Dal punto di vista economico non ho avuto problemi: Valencia è una città di per sé molto economica e il progetto copriva sia le spese di vitto e alloggio che quelle sanitarie e di viaggio. Ho ricevuto inoltre un pocket money mensile di 105 euro che mi ha permesso di togliermi qualche sfizio, anche se i viaggi che ho fatto me li sono potuti permettere grazie soprattutto ai risparmi che avevo da parte.

L’esperienza Sve è stata tra le migliori che abbia fatto finora nella mia vita. È veramente un viaggio incredibile, grazie al quale vieni completamente catapultato in un diverso contesto, vivendone tutti gli aspetti. Hai l’opportunità di conoscere un posto nuovo, di far parte di una nuova comunità imparando a conoscerne la cultura e le tradizioni. A tutto questo si aggiungono poi la possibilità di approfondire la conoscenza di un’altra lingua e di conoscere tantissime persone. Io, grazie allo Sve, ho imparato a conoscere meglio me stessa ma anche ad ascoltare gli altri, guardando le cose con altri occhi e sotto nuovi punti di vista. E poi, chi lo avrebbe mai detto che sono un’ottima professoressa di informatica? Ho messo in pratica alcune conoscenze frutto dell’università ma ne ho anche acquisite molte nuove. Non ho solo “imparato” a insegnare, ma sono anche migliorata nel fare foto e video, anche se la strada da fare per diventare davvero bravi in questo campo è lunga. Le soddisfazioni che ho avuto durante questo percorso sono sicuramente la conferma che ne è valsa la pena.

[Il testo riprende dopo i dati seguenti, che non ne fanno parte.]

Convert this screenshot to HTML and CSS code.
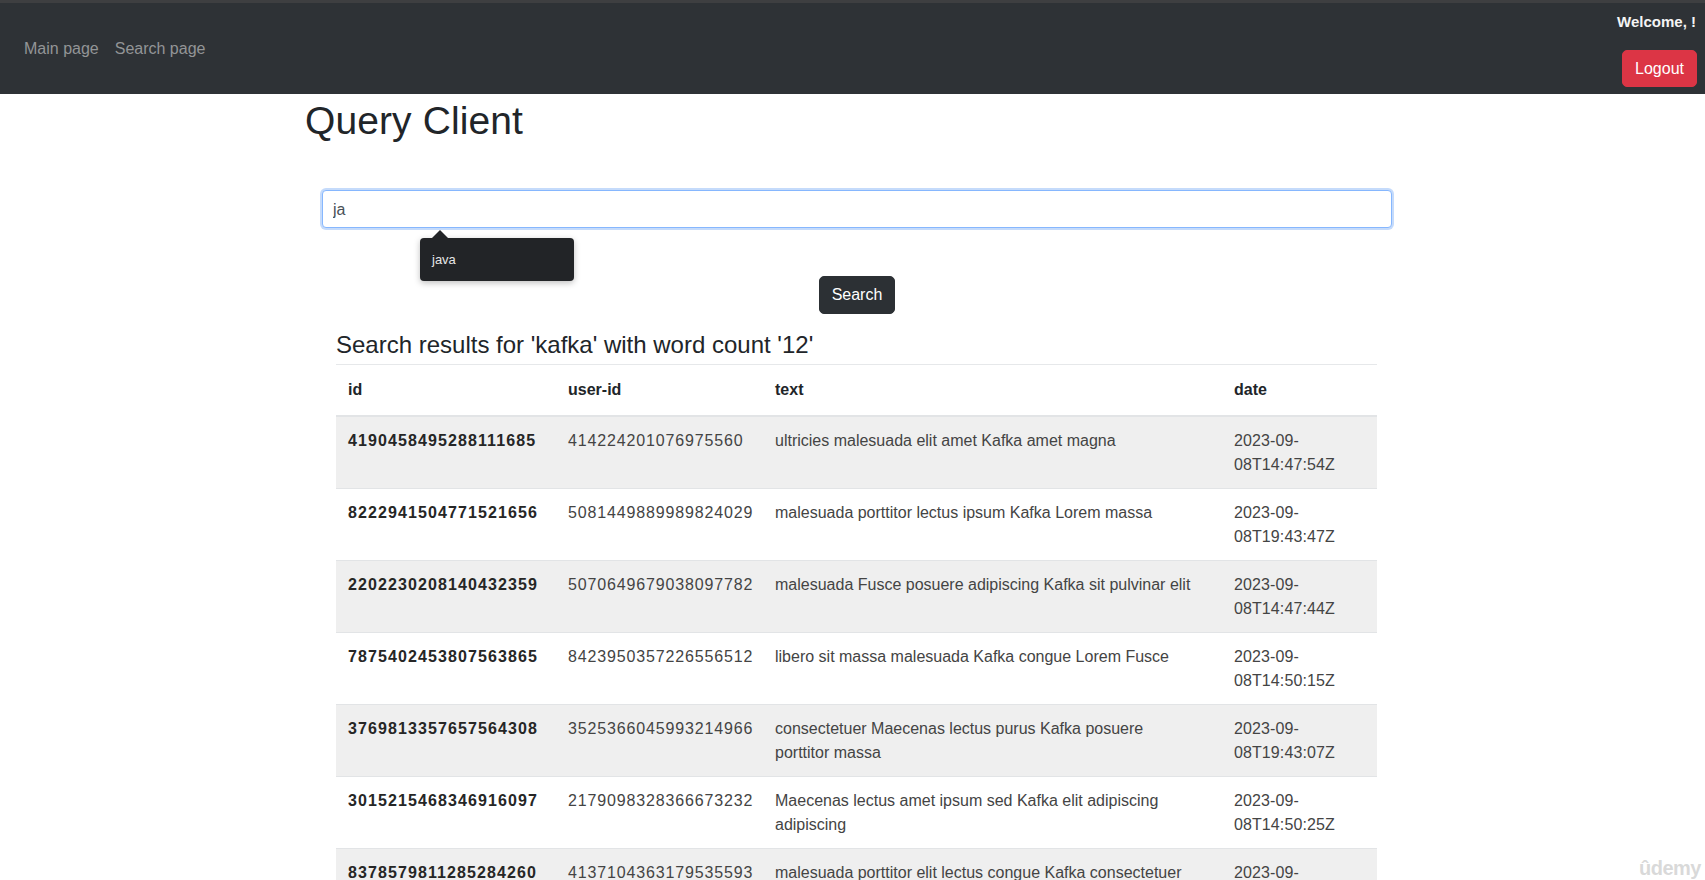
FILE: index.html
```html
<!DOCTYPE html>
<html lang="en">
<head>
<meta charset="utf-8">
<title>Query Client</title>
<link rel="stylesheet" href="styles.css">
</head>
<body>
<nav class="navbar">
  <div class="nav-links">
    <a class="nav-link" href="#">Main page</a>
    <a class="nav-link" href="#">Search page</a>
  </div>
  <div class="nav-user">
    <span class="welcome">Welcome, !</span>
    <button class="btn btn-danger">Logout</button>
  </div>
</nav>
<main class="container">
  <h1 class="title">Query Client</h1>
  <form class="search-form">
    <input class="form-control" type="text" value="ja">
    <div class="suggest">java</div>
    <div class="form-actions">
      <button type="button" class="btn btn-dark">Search</button>
    </div>
  </form>
  <section class="results">
    <h3 class="results-title">Search results for 'kafka' with word count '12'</h3>
    <table class="table">
      <colgroup>
        <col class="c-id"><col class="c-user"><col class="c-text"><col class="c-date">
      </colgroup>
      <thead>
        <tr><th>id</th><th>user-id</th><th>text</th><th>date</th></tr>
      </thead>
      <tbody>
        <tr><td class="id">4190458495288111685</td><td class="num">414224201076975560</td><td class="txt">ultricies malesuada elit amet Kafka amet magna</td><td class="date">2023-09-<wbr>08T14:47:54Z</td></tr>
        <tr><td class="id">8222941504771521656</td><td class="num">5081449889989824029</td><td class="txt">malesuada porttitor lectus ipsum Kafka Lorem massa</td><td class="date">2023-09-<wbr>08T19:43:47Z</td></tr>
        <tr><td class="id">2202230208140432359</td><td class="num">5070649679038097782</td><td class="txt">malesuada Fusce posuere adipiscing Kafka sit pulvinar elit</td><td class="date">2023-09-<wbr>08T14:47:44Z</td></tr>
        <tr><td class="id">7875402453807563865</td><td class="num">8423950357226556512</td><td class="txt">libero sit massa malesuada Kafka congue Lorem Fusce</td><td class="date">2023-09-<wbr>08T14:50:15Z</td></tr>
        <tr><td class="id">3769813357657564308</td><td class="num">3525366045993214966</td><td class="txt">consectetuer Maecenas lectus purus Kafka posuere porttitor massa</td><td class="date">2023-09-<wbr>08T19:43:07Z</td></tr>
        <tr><td class="id">3015215468346916097</td><td class="num">2179098328366673232</td><td class="txt">Maecenas lectus amet ipsum sed Kafka elit adipiscing adipiscing</td><td class="date">2023-09-<wbr>08T14:50:25Z</td></tr>
        <tr><td class="id">8378579811285284260</td><td class="num">4137104363179535593</td><td class="txt">malesuada porttitor elit lectus congue Kafka consectetuer ipsum</td><td class="date">2023-09-<wbr>08T14:47:51Z</td></tr>
      </tbody>
    </table>
  </section>
</main>
<div class="watermark">ûdemy</div>
</body>
</html>
```
FILE: styles.css
```css
* { box-sizing: border-box; }
html, body { margin: 0; padding: 0; }
body {
  font-family: "Liberation Sans", Arial, Helvetica, sans-serif;
  font-size: 16px;
  line-height: 1.5;
  color: #212529;
  background: #fff;
  height: 880px;
  overflow: hidden;
}

.navbar {
  height: 94px;
  background: #2e3236;
  border-top: 3px solid #3e3f41;
  display: flex;
  justify-content: space-between;
  align-items: flex-start;
  padding: 0 8px 0 16px;
}
.nav-links {
  display: flex;
  margin-top: 34px;
}
.nav-link {
  color: #939597;
  text-decoration: none;
  padding: 0 8px;
  line-height: 24px;
}
.nav-user {
  display: flex;
  flex-direction: column;
  align-items: flex-end;
}
.welcome {
  color: #f4f4f4;
  font-weight: bold;
  font-size: 15px;
  line-height: 20px;
  margin-top: 9px;
  margin-right: 1px;
}
.btn {
  font-family: inherit;
  font-size: 16px;
  line-height: 24px;
  padding: 6px 12px;
  border: 1px solid transparent;
  border-radius: 5px;
  color: #fff;
  cursor: pointer;
}
.btn-danger {
  background: #dc3545;
  border-color: #dc3545;
  margin-top: 18px;
  height: 37px;
  padding: 5px 12px;
}
.btn-dark {
  background: #2c3034;
  border-color: #2c3034;
  height: 38px;
  width: 76px;
  padding: 6px 0;
}

.container {
  width: 1104px;
  margin-left: 305px;
}
.title {
  font-size: 39px;
  font-weight: normal;
  line-height: 48px;
  margin: 3px 0 0;
  color: #212529;
  letter-spacing: 0.1px;
}

.search-form {
  position: relative;
  margin-top: 45px;
  padding: 0 17px;
}
.form-control {
  display: block;
  width: 100%;
  height: 38px;
  padding: 7px 10px 5px;
  font-family: inherit;
  font-size: 16px;
  color: #495057;
  background: #fff;
  border: 1px solid #86b7fe;
  border-radius: 4px;
  box-shadow: 0 0 0 2px #c5dbfb;
  outline: none;
}
.suggest {
  position: absolute;
  left: 115px;
  top: 48px;
  width: 154px;
  height: 43px;
  background: #222427;
  color: #e6e6e6;
  font-size: 13px;
  line-height: 43px;
  padding-left: 12px;
  border-radius: 4px;
  box-shadow: 0 2px 6px rgba(0,0,0,.25);
}
.suggest::before {
  content: "";
  position: absolute;
  left: 12px;
  top: -8px;
  border-style: solid;
  border-width: 0 8px 8px 8px;
  border-color: transparent transparent #222427 transparent;
}
.form-actions {
  display: flex;
  justify-content: center;
  margin-top: 48px;
}

.results {
  padding: 0 32px 0 31px;
  margin-top: 16px;
}
.results-title {
  font-size: 24px;
  font-weight: normal;
  line-height: 29px;
  margin: 0 0 5px;
  color: #212529;
}
.table {
  width: 100%;
  border-collapse: collapse;
  table-layout: fixed;
}
.c-id { width: 220px; }
.c-user { width: 207px; }
.c-text { width: 459px; }
.c-date { width: 155px; }
.table th {
  text-align: left;
  font-weight: bold;
  color: #212529;
  padding: 13px 12px;
  border-top: 1px solid #e6e8ea;
  border-bottom: 2px solid #e2e4e6;
  line-height: 24px;
}
.table td {
  padding: 12px 12px 11px;
  border-top: 1px solid #e2e4e6;
  vertical-align: top;
  line-height: 24px;
  color: #444;
}
.table tbody tr:nth-child(odd) { background: #efefef; }
.table tbody tr:first-child td { border-top: 0; }
.table td.id {
  font-weight: bold;
  color: #262626;
  letter-spacing: 1.1px;
}
.table td.num { letter-spacing: 0.85px; }
.table td.txt { padding-right: 22px; }
.table td.date { letter-spacing: 0.1px; }

.watermark {
  position: absolute;
  right: 4px;
  bottom: -3px;
  font-size: 20px;
  font-weight: bold;
  color: rgba(200,200,200,.7);
  letter-spacing: -0.5px;
}
```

Finito lo Sve sono tornata in Italia e, dopo aver lavorato un po’ nel mese di agosto, adesso mi sono trasferita a Roma per iniziare la specialistica in Media, comunicazione digitale e giornalismo, così da proseguire il percorso che ho iniziato e mettere a frutto le nuove conoscenze acquisite durante lo Sve. Il mio consiglio è infatti quello di farlo e di viverlo a pieno, dando il cento per cento. È un’occasione importante, unica, e va sfruttata fino in fondo.